The Post Primary Teachers Association says figures obtained under the Official Information Act show new truancy services are missing their targets for getting children back to school.
It says in first quarter of this year, only 37% of truancy cases were resolved within ten days, compared with an Education Ministry target of 90%.
The ministry this year combined two different types of truancy service, reduced the number of organisations providing the services and increased spending from nearly $6 million a year to $9 million.
Principals Federation president Philip Harding says the Education Ministry needs to fix problems with the new service as it is not working as well as it used to and needs to change.

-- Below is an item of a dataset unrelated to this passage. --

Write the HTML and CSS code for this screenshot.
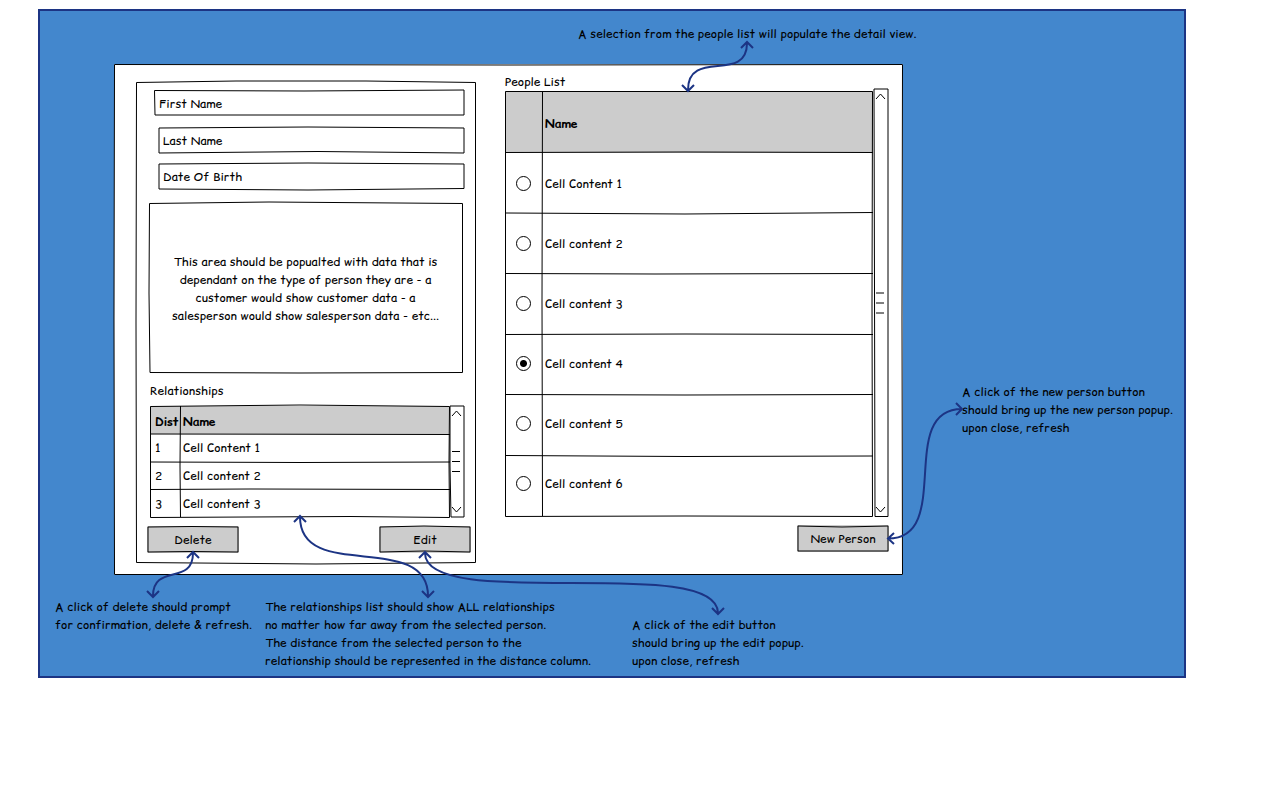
FILE: index.html
```html
<!DOCTYPE html>
<html lang="en">
<head>
<meta charset="utf-8">
<title>People detail view</title>
<link rel="stylesheet" href="styles.css">
</head>
<body>
<main class="board">
  <p class="note note-top">A selection from the people list will populate the detail view.</p>
  <div class="middle">
    <section class="window">
      <svg class="lines" viewBox="0 0 789 511" preserveAspectRatio="none" aria-hidden="true"><path d="M.5 .5L394 1L788.5 .5L788 255L788.5 510.5H.5L0 255Z"/></svg>
      <form class="panel">
        <svg class="lines" viewBox="0 0 340 482" preserveAspectRatio="none" aria-hidden="true"><path d="M.5 .5L100 -1L230 -1L339.5 .5V480.500L180 482L.5 480.5L0 240Z"/></svg>
        <div class="field field-first">
          <svg class="lines" viewBox="0 0 311 26" preserveAspectRatio="none" aria-hidden="true"><path d="M.5 .5L150 1L310 0V25H1Z"/></svg>
          <input type="text" aria-label="First Name" placeholder="First Name">
        </div>
        <div class="field">
          <svg class="lines" viewBox="0 0 307 26" preserveAspectRatio="none" aria-hidden="true"><path d="M1 1L150 0L306 1V26L160 24.500L1 26Z"/></svg>
          <input type="text" aria-label="Last Name" placeholder="Last Name">
        </div>
        <div class="field">
          <svg class="lines" viewBox="0 0 307 26" preserveAspectRatio="none" aria-hidden="true"><path d="M1 1L150 0L306 1V25.500L150 27L1 26Z"/></svg>
          <input type="text" aria-label="Date Of Birth" placeholder="Date Of Birth">
        </div>
        <div class="typed">
          <svg class="lines" viewBox="0 0 315 171" preserveAspectRatio="none" aria-hidden="true"><path d="M.5 .5L120 -1L313.500 .5V169.500L150 170L1 169.500L0 90Z"/></svg>
          <p>This area should be popualted with data that is<br>dependant on the type of person they are - a<br>customer would show customer data - a<br>salesperson would show salesperson data - etc...</p>
        </div>
        <h2 class="caption">Relationships</h2>
        <div class="listing">
          <div class="sheet">
            <table class="relations" aria-label="Relationships">
              <thead><tr><th>Dist</th><th>Name</th></tr></thead>
              <tbody>
                <tr><td>1</td><td>Cell Content 1</td></tr>
                <tr><td>2</td><td>Cell content 2</td></tr>
                <tr><td>3</td><td>Cell content 3</td></tr>
              </tbody>
            </table>
            <svg class="lines" viewBox="0 0 300 112" preserveAspectRatio="none" aria-hidden="true"><path d="M.5 .5L150 -1L299.500 .5L299 56L299.500 111.500L200 110.500L.5 111.500ZM.5 28L300 28.500M.5 56L150 56.500L300 56M.5 83.500L100 83L300 83.500M30.500 0L30 60L30.500 111"/></svg>
          </div>
          <svg class="scroll" viewBox="0 0 15 112" preserveAspectRatio="none" aria-hidden="true"><path d="M0 0L14 0V111H1L0 60ZM2 10L6.500 5L11 10M2 101L6.500 106L11 101M2 45.500H10M2 55.500H10M2 65.500H10"/></svg>
        </div>
        <div class="actions">
          <button type="button"><svg class="lines" viewBox="0 0 92 27" preserveAspectRatio="none" aria-hidden="true"><path d="M1 1L45 .5L91 1V26L45 25.500L1 26Z"/></svg>Delete</button>
          <button type="button"><svg class="lines" viewBox="0 0 92 27" preserveAspectRatio="none" aria-hidden="true"><path d="M1 1L45 0L91 1V26L45 25L1 26Z"/></svg>Edit</button>
        </div>
      </form>
      <section class="people">
        <h2 class="caption">People List</h2>
        <div class="listing">
          <div class="sheet">
            <table class="persons" aria-label="People List">
              <thead><tr><th></th><th>Name</th></tr></thead>
              <tbody>
                <tr><td><input type="radio" name="person" id="p1"></td><td><label for="p1">Cell Content 1</label></td></tr>
                <tr><td><input type="radio" name="person" id="p2"></td><td><label for="p2">Cell content 2</label></td></tr>
                <tr><td><input type="radio" name="person" id="p3"></td><td><label for="p3">Cell content 3</label></td></tr>
                <tr><td><input type="radio" name="person" id="p4" checked></td><td><label for="p4">Cell content 4</label></td></tr>
                <tr><td><input type="radio" name="person" id="p5"></td><td><label for="p5">Cell content 5</label></td></tr>
                <tr><td><input type="radio" name="person" id="p6"></td><td><label for="p6">Cell content 6</label></td></tr>
              </tbody>
            </table>
            <svg class="lines" viewBox="0 0 368 426" preserveAspectRatio="none" aria-hidden="true"><path d="M.5 .5H367.500L367 213L367.500 425.500L180 425L.5 425.500ZM.5 61.500L180 61L368 61.500M.5 122L180 123L368 121.500M.5 182.500L150 183L368 182.500M.5 243.500L180 243L368 243.500M.5 303.500L180 304L368 303.500M.5 364.500L180 365.500L368 365M37.500 0L37 210L37.500 425"/></svg>
          </div>
          <svg class="scroll scroll-people" viewBox="0 0 15 428" preserveAspectRatio="none" aria-hidden="true"><path d="M0 0H14V427.500H1L.5 200ZM2 10L6.500 5L11 10M2 418L6.500 423L11 418M2 204H10M2 214H10M2 224H10"/></svg>
        </div>
        <button type="button"><svg class="lines" viewBox="0 0 92 27" preserveAspectRatio="none" aria-hidden="true"><path d="M1 1L45 2L91 1V26H1Z"/></svg>New Person</button>
      </section>
    </section>
    <p class="note note-side">A click of the new person button<br>should bring up the new person popup.<br>upon close, refresh</p>
  </div>
  <div class="bottom">
    <p class="note">A click of delete should prompt<br>for confirmation, delete &amp; refresh.</p>
    <p class="note">The relationships list should show ALL relationships<br>no matter how far away from the selected person.<br>The distance from the selected person to the<br>relationship should be represented in the distance column.</p>
    <p class="note note-edit">A click of the edit button<br>should bring up the edit popup.<br>upon close, refresh</p>
  </div>
  <svg class="arrows" viewBox="40 11 1144 665" preserveAspectRatio="none" aria-hidden="true">
    <path d="M688 90C688 48 747 84 747 43M682 85L688 91L694 85M741 48L747 42L753 48"/>
    <path d="M153 596C153 563 193 586 193 553M147 591L153 597L159 591M187 558L193 552L199 558"/>
    <path d="M300 517C300 583 428 530 428 596M294 522L300 516L306 522M422 591L428 597L434 591"/>
    <path d="M425 553C425 613 718 553 718 613M419 558L425 552L431 558M712 608L718 614L724 608"/>
    <path d="M888 538.500C954 538.500 896 409 962 409M894 533L888 538.500L894 544M956 403L962 409L956 415"/>
  </svg>
</main>
</body>
</html>
```
FILE: styles.css
```css
* { box-sizing: border-box; }

body {
  margin: 0;
  background: #fff;
  color: #000;
  font-family: "Comic Relief", "Comic Sans MS", cursive;
  font-size: 12px;
  line-height: 18px;
}

p, h2 { margin: 0; font-size: inherit; font-weight: 400; }

input, button { font: inherit; color: inherit; }

.board {
  position: relative;
  margin: 9px 94px 0 38px;
  padding: 14px 0 6px;
  border: 2px solid #1c3484;
  background: #4387cd;
}

.note { white-space: nowrap; }
.note-top { padding-left: 538px; }

.middle {
  display: flex;
  gap: 59px;
  padding: 21px 0 23px 74px;
}

.note-side { flex: 0 0 222px; padding-top: 319px; }

.window {
  position: relative;
  flex: 1;
  display: flex;
  gap: 29px;
  padding: 9px 14px 11px 22px;
  background: #fff;
}

.lines {
  position: absolute;
  inset: 0;
  width: 100%;
  height: 100%;
  overflow: visible;
  pointer-events: none;
}

.lines path, .scroll path {
  fill: none;
  stroke: #000;
  stroke-width: 1px;
  vector-effect: non-scaling-stroke;
}

.panel {
  position: relative;
  flex: 0 0 340px;
  margin-top: 9px;
  padding: 8px 5px 11px 11px;
}

.field {
  position: relative;
  margin: 0 6px 10px 11px;
}
.field-first { margin: 0 6px 11px 7px; }

.field input {
  display: block;
  width: 100%;
  height: 26px;
  padding: 0 5px;
  border: 0;
  background: transparent;
}
.field input::placeholder { color: #000; opacity: 1; }

.typed {
  position: relative;
  display: flex;
  align-items: center;
  justify-content: center;
  height: 171px;
  margin: 14px 7px 8px 2px;
  padding-right: 2px;
  text-align: center;
  white-space: nowrap;
}

.panel .caption { margin: 0 0 6px 3px; }

.listing { display: flex; }
.sheet { position: relative; flex: 1; }
.panel .listing { margin: 0 6px 8px 3px; }

table {
  width: 100%;
  table-layout: fixed;
  border-collapse: collapse;
}
th, td { padding: 0 0 0 3px; text-align: left; white-space: nowrap; }
th { padding-top: 3px; background: #ccc; font-weight: 700; }

.relations tr { height: 28px; }
.relations th:first-child { width: 30px; }
.relations th:first-child, .relations td:first-child { padding-left: 5px; }

.persons th { height: 62px; }
.persons td { height: 60px; padding-top: 2px; }
.persons th:first-child { width: 37px; }
.persons td:first-child { padding: 0; text-align: center; }

input[type="radio"] {
  appearance: none;
  display: block;
  width: 15px;
  height: 15px;
  margin: 0 auto;
  border: 1px solid #000;
  border-radius: 50%;
  background: #fff;
}
input[type="radio"]:checked {
  background: radial-gradient(circle, #000 3px, #fff 4px);
}

.scroll {
  flex: 0 0 15px;
  width: 15px;
  height: 112px;
  overflow: visible;
}
.people .listing { gap: 1px; margin-bottom: 8px; }
.scroll-people { height: 428px; margin-top: -2px; }

.actions { display: flex; justify-content: space-between; }

button {
  position: relative;
  width: 92px;
  height: 27px;
  padding: 0;
  border: 0;
  background: #ccc;
}

.people { flex: 1; display: flex; flex-direction: column; }
.people button { align-self: flex-end; }

.bottom {
  display: grid;
  grid-template-columns: 210px 367px 1fr;
  padding-left: 15px;
}
.note-edit { padding-top: 18px; }

.arrows {
  position: absolute;
  inset: 0;
  width: 100%;
  height: 100%;
  pointer-events: none;
}
.arrows path {
  fill: none;
  stroke: #1c3484;
  stroke-width: 2px;
  vector-effect: non-scaling-stroke;
}
```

"You rely on truancy services to go out, into the streets, into the homes and to find these children and to find their parents and have those difficult conversations," Mr Harding says.
"It is very time-consuming work if you can't get hold of someone to follow up on a child who is missing right now."
Mr Harding says he welcomes the the ministry's plan to review the new service.
Post Primary Teachers Association president Angela Roberts told Nine to Noon the shift to the new system has gone badly.
She says the contracts were not signed until January, the computer system was not ready to go live and the key performance indicators the providers must report against are difficult.
"So the whole thing's a mess, the providers are actually nobbled in the process," she says.
Ms Roberts says many of the new services are finding a much higher level of difficult truancy than the ministry told them to expect.
Porirua College principal Suzanne Jungersen says changes have left her school worse off.
She told Nine to Noon the service in her area now has fewer staff working on truancy and does not deal with difficult cases.
The Ministry of Education says the new service is still bedding in and it will review the system at the end of the year.